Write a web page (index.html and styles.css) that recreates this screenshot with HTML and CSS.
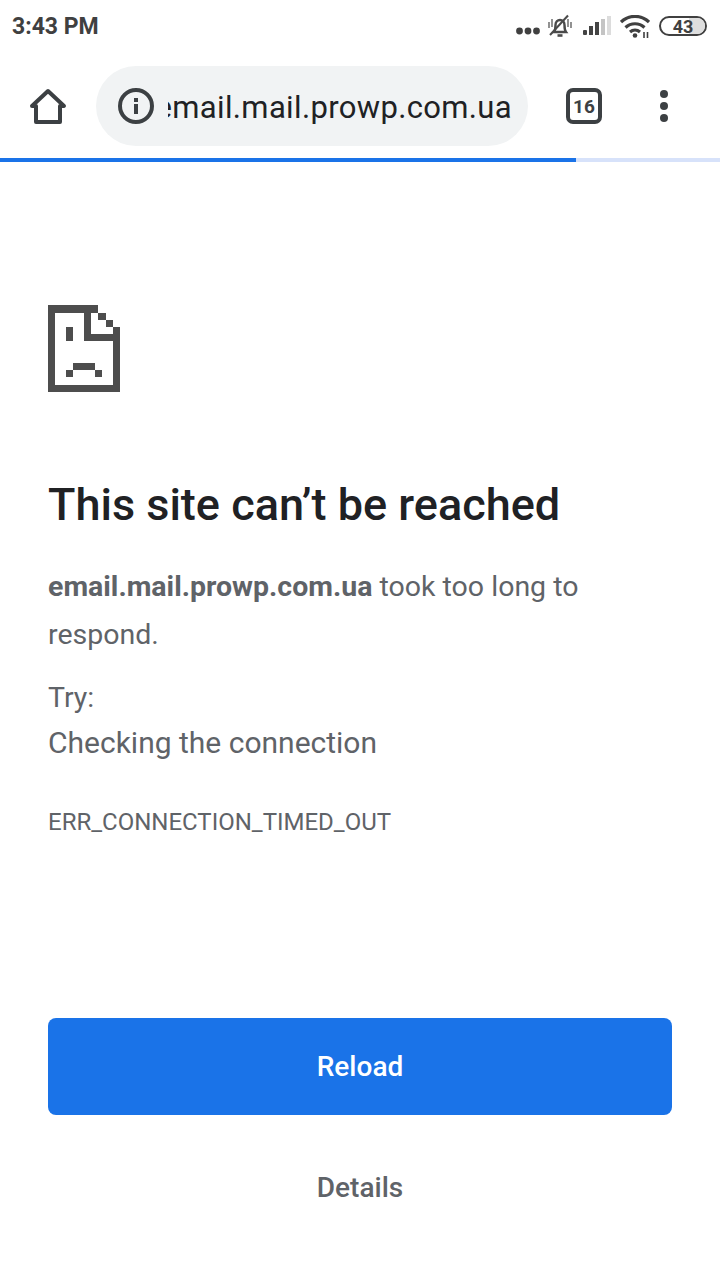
FILE: index.html
```html
<!DOCTYPE html>
<html lang="en">
<head>
  <meta charset="UTF-8">
  <title>This site can't be reached</title>
  <link rel="stylesheet" href="styles.css">
</head>
<body>
  <div class="status-bar">
    <span class="time">3:43 PM</span>
    <div class="status-icons">
      <svg class="dots" width="24" height="8" viewBox="0 0 24 8"><circle cx="3.500" cy="4" r="3.400"/><circle cx="12" cy="4" r="3.400"/><circle cx="20.500" cy="4" r="3.400"/></svg>
      <svg class="bell" width="26" height="24" viewBox="0 0 26 24" fill="none" stroke="#4a4a4a" stroke-width="2.400">
        <path d="M7 18c1.500-2 1.500-4 1.500-7 0-3 2-5 4.500-5s4.500 2 4.500 5c0 3 0 5 1.500 7z"/>
        <path d="M10.500 21.500h5" stroke-width="2.600"/>
        <path d="M3 21L21 1.500" stroke-width="2"/>
        <path d="M2 8v6M5 5v8M21 5v8M24 8v6" stroke-width="1.600" stroke="#777"/>
      </svg>
      <svg class="signal" width="28" height="19" viewBox="0 0 28 19">
        <rect x="0" y="14" width="4" height="5" rx="1" fill="#444"/>
        <rect x="6" y="10" width="4" height="9" fill="#444"/>
        <rect x="12" y="6" width="4" height="13" fill="#444"/>
        <rect x="18" y="3" width="4" height="16" fill="#c4c4c4"/>
        <rect x="24" y="0" width="4" height="19" fill="#dcdcdc"/>
      </svg>
      <svg class="wifi" width="30" height="23" viewBox="0 0 30 23" fill="none" stroke="#404040" stroke-width="3.200">
        <path d="M1 7c8-7.500 20-7.500 28 0"/>
        <path d="M5.500 12.500c5.500-5 13.500-5 19 0"/>
        <path d="M10 17c3-2.500 7-2.500 10 0"/>
        <circle cx="15" cy="20.500" r="2.300" fill="#404040" stroke="none"/>
        <path d="M24 17v6M27.500 17v6" stroke-width="1.600"/>
      </svg>
      <div class="battery">
        <div class="battery-fill"></div>
        <span class="battery-text">43</span>
      </div>
    </div>
  </div>

  <div class="toolbar">
    <svg class="home-icon" width="40" height="40" viewBox="0 0 40 40" fill="none" stroke="#3c4043" stroke-width="4" stroke-linejoin="round">
      <path d="M4 20L20 5l16 15h-4v16H8V20z"/>
    </svg>
    <div class="omnibox">
      <svg class="info-icon" width="36" height="36" viewBox="0 0 36 36" fill="none">
        <circle cx="18" cy="18" r="16" stroke="#3c4043" stroke-width="4"/>
        <rect x="16" y="16" width="4" height="10" fill="#3c4043"/>
        <rect x="16" y="10" width="4" height="4" fill="#3c4043"/>
      </svg>
      <div class="url-clip"><span class="url">email.mail.prowp.com.ua</span></div>
    </div>
    <div class="tabs-btn"><span>16</span></div>
    <div class="menu-btn"><i></i><i></i><i></i></div>
  </div>
  <div class="progress"><div class="progress-done"></div></div>

  <div class="content">
    <svg class="sad-tab" width="72" height="87" viewBox="0 0 20 24" shape-rendering="crispEdges" fill="#4d4d4d">
      <rect x="0" y="0" width="14" height="2"/>
      <rect x="0" y="0" width="2" height="24"/>
      <rect x="0" y="22" width="20" height="2"/>
      <rect x="18" y="6" width="2" height="18"/>
      <rect x="10" y="0" width="2" height="10"/>
      <rect x="10" y="8" width="10" height="2"/>
      <rect x="14" y="2" width="2" height="2"/>
      <rect x="16" y="4" width="2" height="2"/>
      <rect x="5" y="6" width="2" height="4"/>
      <rect x="7" y="16" width="6" height="2"/>
      <rect x="5" y="18" width="2" height="2"/>
      <rect x="13" y="18" width="2" height="2"/>
    </svg>
    <h1>This site can’t be reached</h1>
    <p class="summary"><strong>email.mail.prowp.com.ua</strong> took too long to respond.</p>
    <p class="try">Try:</p>
    <p class="suggestion">Checking the connection</p>
    <p class="error-code">ERR_CONNECTION_TIMED_OUT</p>
  </div>

  <div class="actions">
    <div class="reload-btn">Reload</div>
    <div class="details-btn">Details</div>
  </div>
</body>
</html>
```

FILE: styles.css
```css
* {
  box-sizing: border-box;
}

html, body {
  height: 1280px;
}

body {
  margin: 0;
  background-color: #ffffff;
  font-family: Roboto, "Liberation Sans", sans-serif;
  overflow: hidden;
}

.status-bar {
  height: 52px;
  padding: 0 12px;
  display: flex;
  align-items: center;
  justify-content: space-between;
}

.time {
  font-size: 23px;
  font-weight: 700;
  color: #404040;
}

.status-icons {
  display: flex;
  align-items: center;
  gap: 9px;
}

.dots {
  fill: #404040;
  margin-top: 9px;
}

.bell {
  margin-left: -2px;
}

.signal {
  margin-left: 1px;
  margin-top: -2px;
}

.battery {
  position: relative;
  width: 48px;
  height: 20px;
  border: 2px solid #404040;
  border-radius: 10px;
  margin-right: 1px;
  overflow: hidden;
  display: flex;
  align-items: center;
  justify-content: center;
}

.battery-fill {
  position: absolute;
  right: 0;
  top: 0;
  bottom: 0;
  width: 16px;
  background-color: #dedede;
}

.battery-text {
  position: relative;
  font-size: 18px;
  font-weight: 700;
  color: #404040;
}

.toolbar {
  height: 106px;
  display: flex;
  align-items: center;
  padding-top: 2px;
}

.home-icon {
  margin-left: 28px;
  flex-shrink: 0;
}

.omnibox {
  margin-left: 28px;
  width: 432px;
  height: 80px;
  border-radius: 40px;
  background-color: #f1f3f4;
  display: flex;
  align-items: center;
  padding-left: 22px;
  padding-right: 16px;
  flex-shrink: 0;
}

.info-icon {
  flex-shrink: 0;
}

.url-clip {
  margin-left: 14px;
  width: 344px;
  padding-top: 2px;
  overflow: hidden;
  display: flex;
  justify-content: flex-end;
  white-space: nowrap;
}

.url {
  font-size: 31px;
  color: #202124;
  letter-spacing: 0.35px;
}

.tabs-btn {
  margin-left: 38px;
  width: 36px;
  height: 36px;
  border: 4px solid #3c4043;
  border-radius: 7px;
  display: flex;
  align-items: center;
  justify-content: center;
  font-size: 19px;
  font-weight: 700;
  color: #3c4043;
  flex-shrink: 0;
}

.menu-btn {
  margin-left: 58px;
  display: flex;
  flex-direction: column;
  gap: 4px;
}

.menu-btn i {
  display: block;
  width: 8px;
  height: 8px;
  border-radius: 50%;
  background-color: #3c4043;
}

.progress {
  height: 4px;
  background-color: #d7e2fa;
}

.progress-done {
  width: 576px;
  height: 4px;
  background-color: #1a73e8;
}

.content {
  padding: 143px 48px 0;
}

.sad-tab {
  display: block;
}

h1 {
  margin: 87px 0 0;
  font-size: 45px;
  line-height: 52px;
  font-weight: 500;
  color: #202124;
}

.summary {
  margin: 32px 0 0;
  font-size: 28.500px;
  line-height: 48px;
  color: #5f6368;
}

.summary strong {
  font-weight: 700;
}

.try {
  margin: 16px 0 0;
  font-size: 28.500px;
  line-height: 46px;
  color: #5f6368;
}

.suggestion {
  margin: 0;
  font-size: 30px;
  line-height: 44px;
  color: #5f6368;
}

.error-code {
  margin: 41px 0 0;
  font-size: 24px;
  line-height: 32px;
  color: #5f6368;
}

.actions {
  position: absolute;
  left: 48px;
  right: 48px;
  top: 1018px;
}

.reload-btn {
  height: 97px;
  border-radius: 8px;
  background-color: #1a73e8;
  color: #ffffff;
  font-size: 28px;
  font-weight: 500;
  display: flex;
  align-items: center;
  justify-content: center;
}

.details-btn {
  margin-top: 49px;
  text-align: center;
  font-size: 28px;
  line-height: 48px;
  font-weight: 500;
  color: #5f6368;
}
```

++++

▸ TASK TO CARRY OUT: Work out the number of lines above that include the string "index" and write only that number.

▸ IN RESPONSE: 2